Hersha Hospitality Trust’s net income dropped in the second quarter of 2018 compared to the same time last year, due mainly to a boost the 2017 numbers saw from the company’s sale of several hotels. Revenues from operations rose, however, as did RevPAR.

THE SECOND QUARTER of 2018 saw a dip in Hersha Hospitality Trust’s net income compared to the same quarter of 2017, but the previous year’s income had been boosted by $70.9 million from the sale of several properties, according to the company’s earnings statement. At the same time, Hersha’s revenue from operations rose due to increased demand and $6.4 million in insurance payments for business lost to its South Florida hotels after Hurricane Irma.

Hersha’s net income in the second quarter was $6.5 million, compared to $73.9 million in the second quarter of 2017. Funds from operation rose to $36.9 million, or $.86 per diluted common share, this year from $.79 a share last year. Also, RevPAR grew 3.5 percent, with the company’s properties in Miami, Florida, and New York, New York, seeing even higher RevPAR increases, said Hersha CEO Jay Shah.

“Our Miami and New York City portfolios were our best performing clusters for the period, growing RevPAR by 9.5 percent and 5.7 percent, respectively,” Shah said. “We continue to see strong leisure trends in South Florida, while stronger corporate travel allowed us to push ADR and reach record occupancy levels in New York where a combination of strong demand and ADR growth resulted in 300 basis points of EBITDA margin growth.”

Some of Hersha’s properties acquired over the last two years performed well, Shah said, seeing a 7.2 percent increase in RevPAR.

“As we look into the back half of 2018, we remain encouraged by the growth potential of these newly acquired assets,” he said. “Additionally, our outlook for the remainder of the year is further enhanced by the expected reopening of our hurricane disrupted assets and the completion of our renovation projects during the third quarter.”

South Florida’s RevPAR of $143.29 was generated by resurging leisure travel to Miami as fears of the Zika virus waned, the company said. Strong economic growth and a rise in international inbound tourism also helped push demand up, good news for an area hit hard by last year’s hurricanes.

“Our newly revamped Cadillac Hotel & Beach Club is slated to open in the middle of the third quarter, while the Parrot Key Hotel & Resort, our second largest asset in South Florida behind the Cadillac, is on pace to open at the end of the third quarter,” the company said.

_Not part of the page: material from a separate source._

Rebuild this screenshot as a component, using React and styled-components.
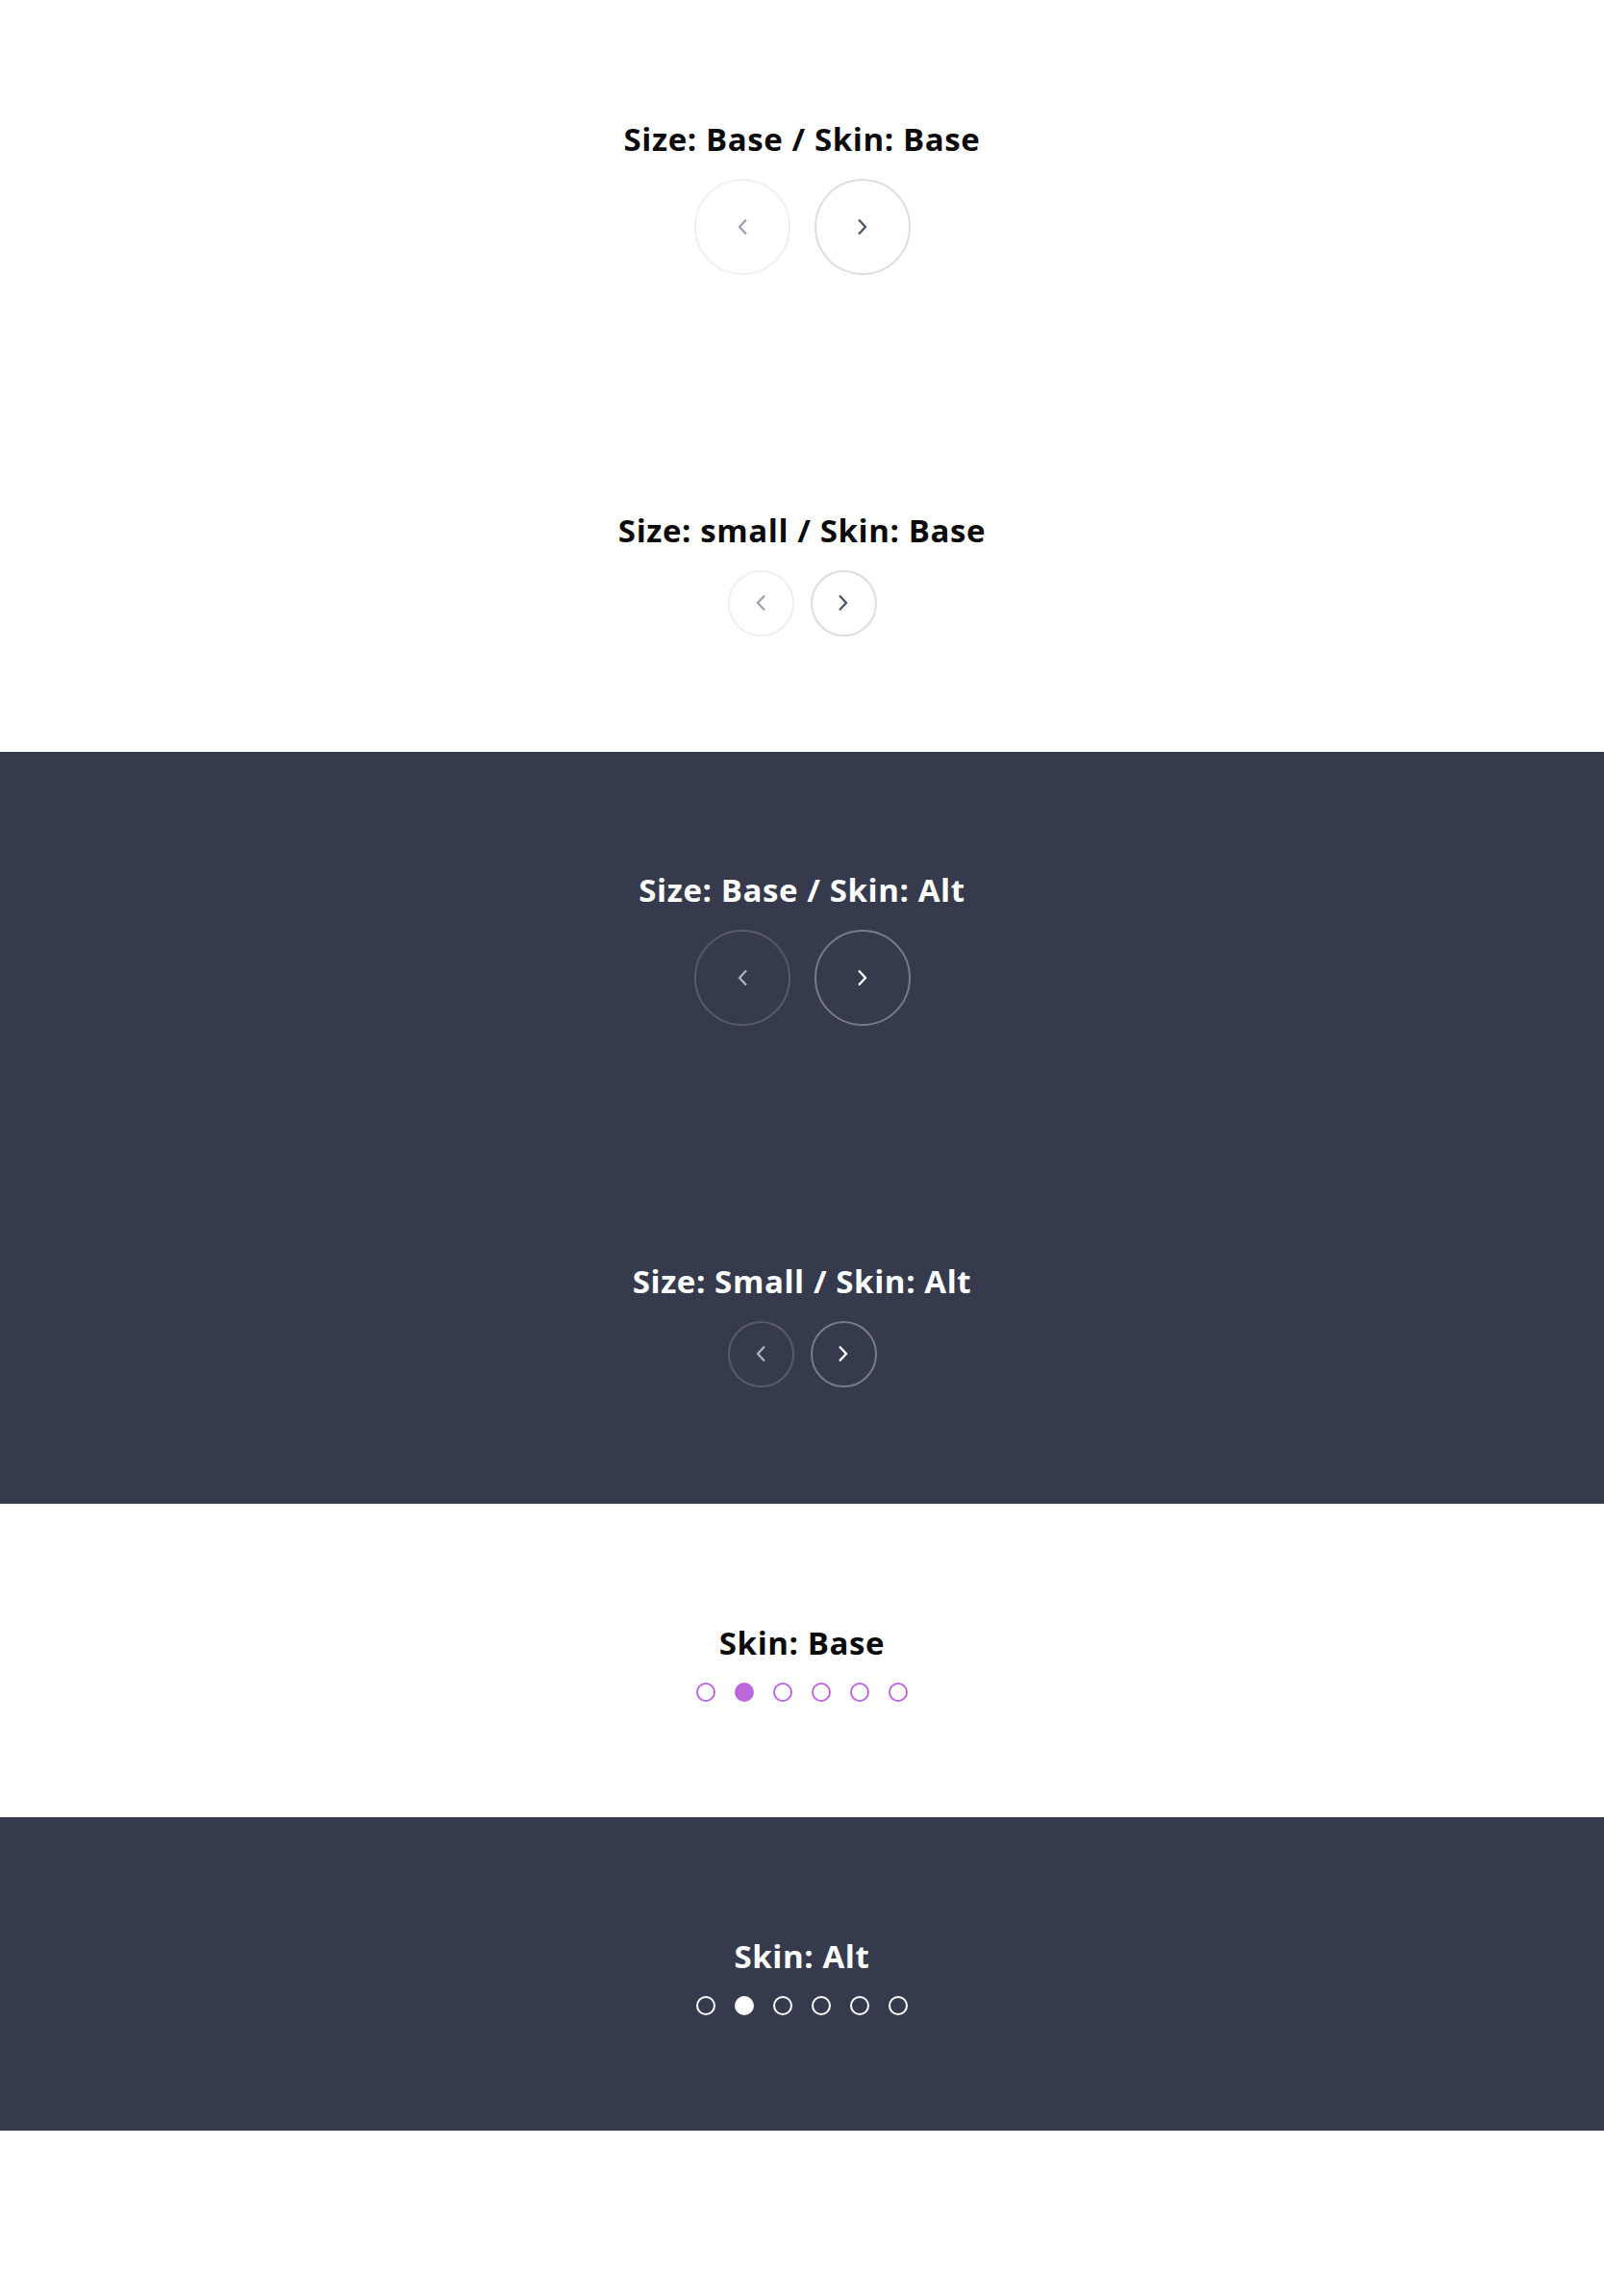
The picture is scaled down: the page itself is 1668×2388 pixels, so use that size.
import React from 'react'
import styled, { createGlobalStyle } from 'styled-components'

const GlobalStyle = createGlobalStyle`
    * { box-sizing: border-box; }
    body {
        margin: 0;
        background: #ffffff;
        font-family: "Open Sans", Lato, sans-serif;
    }
`

const Page = styled.div`
    display: flex;
    flex-direction: column;
    padding-bottom: 172px;
`
const Band = styled.div`
    display: flex;
    flex-direction: column;
    background: ${p => (p.$dark ? '#363a4d' : '#ffffff')};
`
const Section = styled.section`
    height: ${p => p.$height}px;
    padding-top: ${p => p.$shift}px;
    display: flex;
    flex-direction: column;
    align-items: center;
    justify-content: center;
`
const Title = styled.h2`
    margin: 0 0 22px;
    font-size: 33px;
    line-height: 38px;
    font-weight: 700;
    letter-spacing: 0.6px;
    color: ${p => (p.$dark ? '#ffffff' : '#0b0b0b')};
`
const ButtonRow = styled.div`
    display: flex;
    gap: ${p => (p.$small ? 17 : 25)}px;
`
const NavButton = styled.button`
    width: ${p => (p.$small ? 69 : 100)}px;
    height: ${p => (p.$small ? 69 : 100)}px;
    border-radius: 50%;
    padding: 0;
    background: transparent;
    display: flex;
    align-items: center;
    justify-content: center;
    cursor: pointer;
    border: 2px solid
        ${p =>
            p.$dark
                ? p.$enabled
                    ? 'rgba(255,255,255,0.33)'
                    : 'rgba(255,255,255,0.17)'
                : p.$enabled
                ? '#dcdde0'
                : '#efeff1'};
    color: ${p =>
        p.$dark
            ? p.$enabled
                ? '#ffffff'
                : 'rgba(255,255,255,0.6)'
            : p.$enabled
            ? '#4b5468'
            : '#9ba1ad'};
`
const DotRow = styled.div`
    display: flex;
    gap: 20px;
`
const Dot = styled.span`
    width: 20px;
    height: 20px;
    border-radius: 50%;
    border: 2px solid ${p => (p.$dark ? '#ffffff' : '#bb68dc')};
    background: ${p =>
        p.$active ? (p.$dark ? '#ffffff' : '#bb68dc') : 'transparent'};
`

const Chevron = ({ dir }) => (
    <svg width="12" height="18" viewBox="0 0 12 18" fill="none">
        <path
            d={dir === 'left' ? 'M10 1.5 L3 9 L10 16.5' : 'M2 1.5 L9 9 L2 16.5'}
            stroke="currentColor"
            strokeWidth="2.3"
        />
    </svg>
)

const Arrows = ({ small, dark }) => (
    <ButtonRow $small={small}>
        <NavButton $small={small} $dark={dark}>
            <Chevron dir="left" />
        </NavButton>
        <NavButton $small={small} $dark={dark} $enabled>
            <Chevron dir="right" />
        </NavButton>
    </ButtonRow>
)

const Dots = ({ dark }) => (
    <DotRow>
        {[0, 1, 2, 3, 4, 5].map(i => (
            <Dot key={i} $dark={dark} $active={i === 1} />
        ))}
    </DotRow>
)

const App = () => {
    return (
        <Page>
            <GlobalStyle />
            <Band>
                <Section $height={391} $shift={21}>
                    <Title>Size: Base / Skin: Base</Title>
                    <Arrows />
                </Section>
                <Section $height={391} $shift={21}>
                    <Title>Size: small / Skin: Base</Title>
                    <Arrows small />
                </Section>
            </Band>
            <Band $dark>
                <Section $height={391} $shift={19}>
                    <Title $dark>Size: Base / Skin: Alt</Title>
                    <Arrows dark />
                </Section>
                <Section $height={391} $shift={19}>
                    <Title $dark>Size: Small / Skin: Alt</Title>
                    <Arrows small dark />
                </Section>
            </Band>
            <Band>
                <Section $height={326} $shift={5}>
                    <Title>Skin: Base</Title>
                    <Dots />
                </Section>
            </Band>
            <Band $dark>
                <Section $height={326} $shift={5}>
                    <Title $dark>Skin: Alt</Title>
                    <Dots dark />
                </Section>
            </Band>
        </Page>
    )
}

export default App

RevPAR at Hersha’s nine hotels in five New York City boroughs stood at $238.88, put there by ADR growth of 4.1 percent and occupancy that rose 149 points to 96 percent. The company’s six comparable hotels in the Manhattan market alone saw RevPAR grow 6.1 percent to $266.54 with ADR rising 4.8 percent and occupancy going up 119 points to 95.8 percent.

“The Company’s comparable Manhattan portfolio outperformed the Manhattan market by 180 basis points,” the company said. “This outperformance has occurred in 15 of the previous 18 quarters as a result of a young, well-located and purpose built hotel cluster that appeals to the tastes and preferences of today’s traveler.”

RevPAR for the company’s 38 comparable hotels rose 1.9 percent in the second quarter and those hotels’ ADR rose 3.5 percent to $244.23 as occupancy dropped 137 points to 85.2 percent. The comparable hotels’ EBITDA margins also shrank 80 basis points to 38 percent.

Some of Hersha’s ongoing renovations and ROI projects encountered delays, however, denting the company’s performance during the quarter. “Including these renovation disruptions, we grew comparable portfolio of RevPAR by 1.9 percent,” Shah said. “Despite the short-term drag, these long-term capital projects are high return transformational projects that will meaningfully benefit the portfolio in the coming quarters and years ahead.”